Description of the task: In the material below, list every line carrying the string "screenshot".

Supplied material:
----------------------------------------

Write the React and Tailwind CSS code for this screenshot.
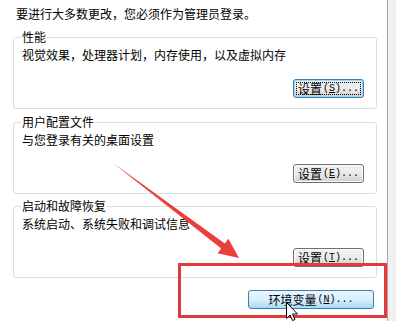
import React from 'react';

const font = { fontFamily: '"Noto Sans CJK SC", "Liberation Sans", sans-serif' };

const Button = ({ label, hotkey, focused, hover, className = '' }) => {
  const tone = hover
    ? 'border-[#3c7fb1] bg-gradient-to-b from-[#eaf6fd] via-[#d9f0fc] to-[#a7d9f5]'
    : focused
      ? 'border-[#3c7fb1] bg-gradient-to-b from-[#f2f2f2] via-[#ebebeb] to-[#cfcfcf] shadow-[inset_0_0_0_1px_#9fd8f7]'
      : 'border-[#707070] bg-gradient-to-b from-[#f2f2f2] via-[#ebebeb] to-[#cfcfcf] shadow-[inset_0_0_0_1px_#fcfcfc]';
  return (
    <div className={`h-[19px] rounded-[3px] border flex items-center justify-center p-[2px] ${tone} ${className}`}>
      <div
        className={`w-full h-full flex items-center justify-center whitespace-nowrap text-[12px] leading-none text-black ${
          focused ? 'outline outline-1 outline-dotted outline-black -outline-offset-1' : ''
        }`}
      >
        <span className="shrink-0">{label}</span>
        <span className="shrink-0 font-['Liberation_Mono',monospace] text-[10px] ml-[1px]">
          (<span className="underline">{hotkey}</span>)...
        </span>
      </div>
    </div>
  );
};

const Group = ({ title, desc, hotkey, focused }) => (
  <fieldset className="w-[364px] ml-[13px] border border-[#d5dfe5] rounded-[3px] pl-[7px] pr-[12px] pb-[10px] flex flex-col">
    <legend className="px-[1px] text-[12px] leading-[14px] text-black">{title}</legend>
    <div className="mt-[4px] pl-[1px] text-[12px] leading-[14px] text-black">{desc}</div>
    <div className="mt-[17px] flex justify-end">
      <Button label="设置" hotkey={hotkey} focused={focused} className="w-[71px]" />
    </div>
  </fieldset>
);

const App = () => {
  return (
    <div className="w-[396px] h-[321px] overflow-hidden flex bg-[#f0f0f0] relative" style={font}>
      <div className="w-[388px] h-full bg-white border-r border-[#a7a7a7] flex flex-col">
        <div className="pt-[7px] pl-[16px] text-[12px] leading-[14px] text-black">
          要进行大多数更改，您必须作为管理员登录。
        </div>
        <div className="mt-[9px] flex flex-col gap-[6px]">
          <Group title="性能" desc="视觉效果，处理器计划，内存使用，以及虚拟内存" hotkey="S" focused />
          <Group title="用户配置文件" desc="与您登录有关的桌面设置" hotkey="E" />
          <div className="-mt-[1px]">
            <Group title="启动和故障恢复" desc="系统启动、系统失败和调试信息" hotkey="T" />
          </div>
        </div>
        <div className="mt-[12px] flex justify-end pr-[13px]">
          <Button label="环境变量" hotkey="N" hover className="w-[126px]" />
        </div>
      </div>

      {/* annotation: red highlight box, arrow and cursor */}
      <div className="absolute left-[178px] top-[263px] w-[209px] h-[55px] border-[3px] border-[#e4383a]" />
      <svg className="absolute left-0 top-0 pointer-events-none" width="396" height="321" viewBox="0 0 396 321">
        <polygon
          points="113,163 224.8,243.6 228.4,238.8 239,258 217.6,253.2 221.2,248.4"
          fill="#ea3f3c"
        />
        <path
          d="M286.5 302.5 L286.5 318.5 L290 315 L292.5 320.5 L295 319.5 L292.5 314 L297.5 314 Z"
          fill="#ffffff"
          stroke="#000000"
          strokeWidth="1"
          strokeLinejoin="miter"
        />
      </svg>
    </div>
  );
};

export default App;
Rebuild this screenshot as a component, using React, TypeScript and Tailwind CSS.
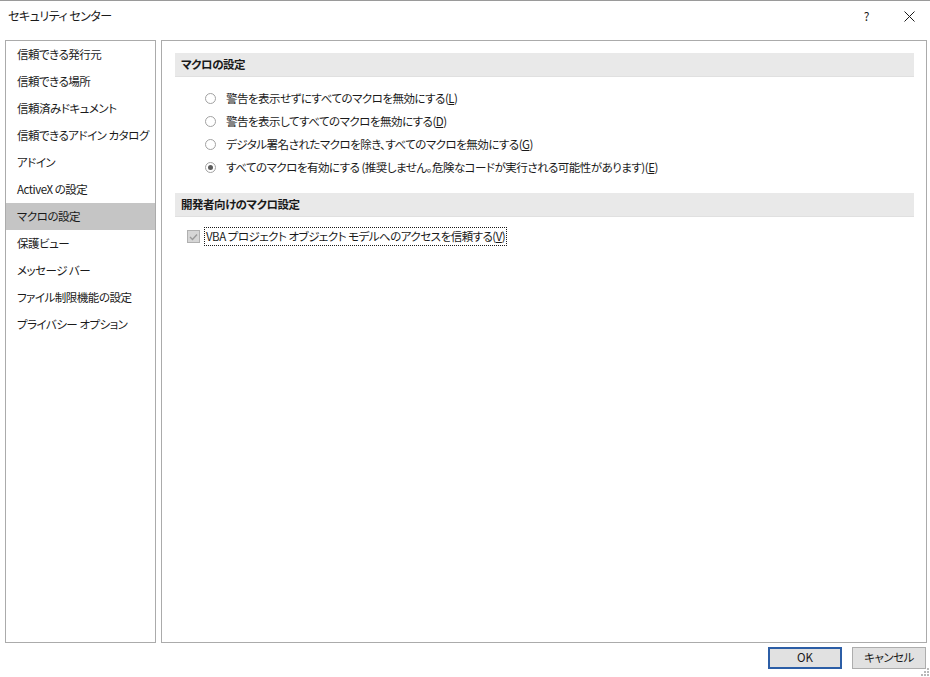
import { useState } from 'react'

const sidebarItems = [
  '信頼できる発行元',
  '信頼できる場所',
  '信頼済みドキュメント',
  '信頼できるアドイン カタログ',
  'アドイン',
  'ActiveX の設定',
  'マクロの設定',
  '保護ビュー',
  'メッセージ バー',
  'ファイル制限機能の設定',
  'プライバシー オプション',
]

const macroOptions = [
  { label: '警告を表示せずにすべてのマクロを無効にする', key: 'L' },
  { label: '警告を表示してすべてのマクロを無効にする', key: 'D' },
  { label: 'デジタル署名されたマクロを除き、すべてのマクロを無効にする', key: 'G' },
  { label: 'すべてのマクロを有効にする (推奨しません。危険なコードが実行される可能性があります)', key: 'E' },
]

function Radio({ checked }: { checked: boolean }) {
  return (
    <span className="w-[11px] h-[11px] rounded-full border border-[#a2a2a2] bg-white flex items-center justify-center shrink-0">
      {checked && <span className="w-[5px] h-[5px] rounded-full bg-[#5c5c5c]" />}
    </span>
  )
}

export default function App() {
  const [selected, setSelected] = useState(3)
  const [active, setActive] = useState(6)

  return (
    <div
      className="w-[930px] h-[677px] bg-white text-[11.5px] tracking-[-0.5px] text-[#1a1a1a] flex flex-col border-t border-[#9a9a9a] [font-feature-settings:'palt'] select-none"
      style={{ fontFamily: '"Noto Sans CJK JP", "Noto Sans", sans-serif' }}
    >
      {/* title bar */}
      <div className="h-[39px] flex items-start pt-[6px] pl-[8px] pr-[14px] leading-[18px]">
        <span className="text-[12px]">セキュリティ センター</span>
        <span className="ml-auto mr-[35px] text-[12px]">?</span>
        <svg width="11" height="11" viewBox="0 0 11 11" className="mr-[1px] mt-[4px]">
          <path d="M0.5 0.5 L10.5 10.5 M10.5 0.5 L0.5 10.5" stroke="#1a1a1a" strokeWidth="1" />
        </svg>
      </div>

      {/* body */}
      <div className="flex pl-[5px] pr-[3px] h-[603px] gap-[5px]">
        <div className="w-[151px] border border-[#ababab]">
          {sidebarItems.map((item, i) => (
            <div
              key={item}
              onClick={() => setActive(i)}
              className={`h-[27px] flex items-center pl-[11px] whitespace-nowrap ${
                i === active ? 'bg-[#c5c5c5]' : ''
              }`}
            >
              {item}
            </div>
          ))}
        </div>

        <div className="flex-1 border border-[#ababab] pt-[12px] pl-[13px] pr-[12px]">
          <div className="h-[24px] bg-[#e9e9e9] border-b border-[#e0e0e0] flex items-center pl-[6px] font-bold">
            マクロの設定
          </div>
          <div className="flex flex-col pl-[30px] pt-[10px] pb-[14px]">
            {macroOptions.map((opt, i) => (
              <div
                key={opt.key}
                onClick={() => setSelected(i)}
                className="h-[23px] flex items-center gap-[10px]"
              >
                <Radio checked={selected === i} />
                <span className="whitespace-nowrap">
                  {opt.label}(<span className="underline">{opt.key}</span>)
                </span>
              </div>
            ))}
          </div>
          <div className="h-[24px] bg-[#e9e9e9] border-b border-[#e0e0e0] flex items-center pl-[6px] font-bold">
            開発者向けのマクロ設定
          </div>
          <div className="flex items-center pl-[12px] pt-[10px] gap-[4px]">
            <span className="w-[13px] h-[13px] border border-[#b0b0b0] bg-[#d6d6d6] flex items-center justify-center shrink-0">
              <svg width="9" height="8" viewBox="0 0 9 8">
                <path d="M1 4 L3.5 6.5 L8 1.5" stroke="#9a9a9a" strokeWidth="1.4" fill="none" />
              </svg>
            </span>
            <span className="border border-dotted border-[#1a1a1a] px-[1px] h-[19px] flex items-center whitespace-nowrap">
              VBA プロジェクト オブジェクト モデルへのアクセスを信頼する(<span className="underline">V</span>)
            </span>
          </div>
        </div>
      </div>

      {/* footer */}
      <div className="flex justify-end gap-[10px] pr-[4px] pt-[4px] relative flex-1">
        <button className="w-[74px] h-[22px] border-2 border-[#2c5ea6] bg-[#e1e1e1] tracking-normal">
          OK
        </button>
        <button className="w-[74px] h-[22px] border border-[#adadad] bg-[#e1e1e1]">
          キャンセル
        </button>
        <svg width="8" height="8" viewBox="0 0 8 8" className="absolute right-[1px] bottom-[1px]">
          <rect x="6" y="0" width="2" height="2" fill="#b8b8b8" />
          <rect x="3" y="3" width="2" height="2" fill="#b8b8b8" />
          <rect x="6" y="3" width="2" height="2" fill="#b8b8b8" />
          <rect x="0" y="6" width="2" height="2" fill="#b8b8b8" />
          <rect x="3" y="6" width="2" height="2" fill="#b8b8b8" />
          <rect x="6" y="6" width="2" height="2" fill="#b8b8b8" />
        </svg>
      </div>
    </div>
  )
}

----------------------------------------

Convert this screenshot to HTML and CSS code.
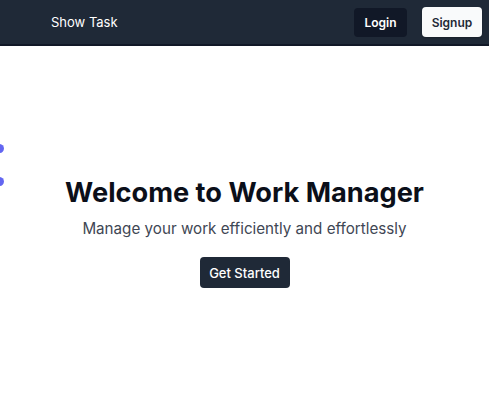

----------------------------------------

Task response:
Write the React and Tailwind CSS code for this screenshot.
Rebuild this screenshot as a component, using React, TypeScript and Tailwind CSS.
Convert this screenshot to HTML and CSS code.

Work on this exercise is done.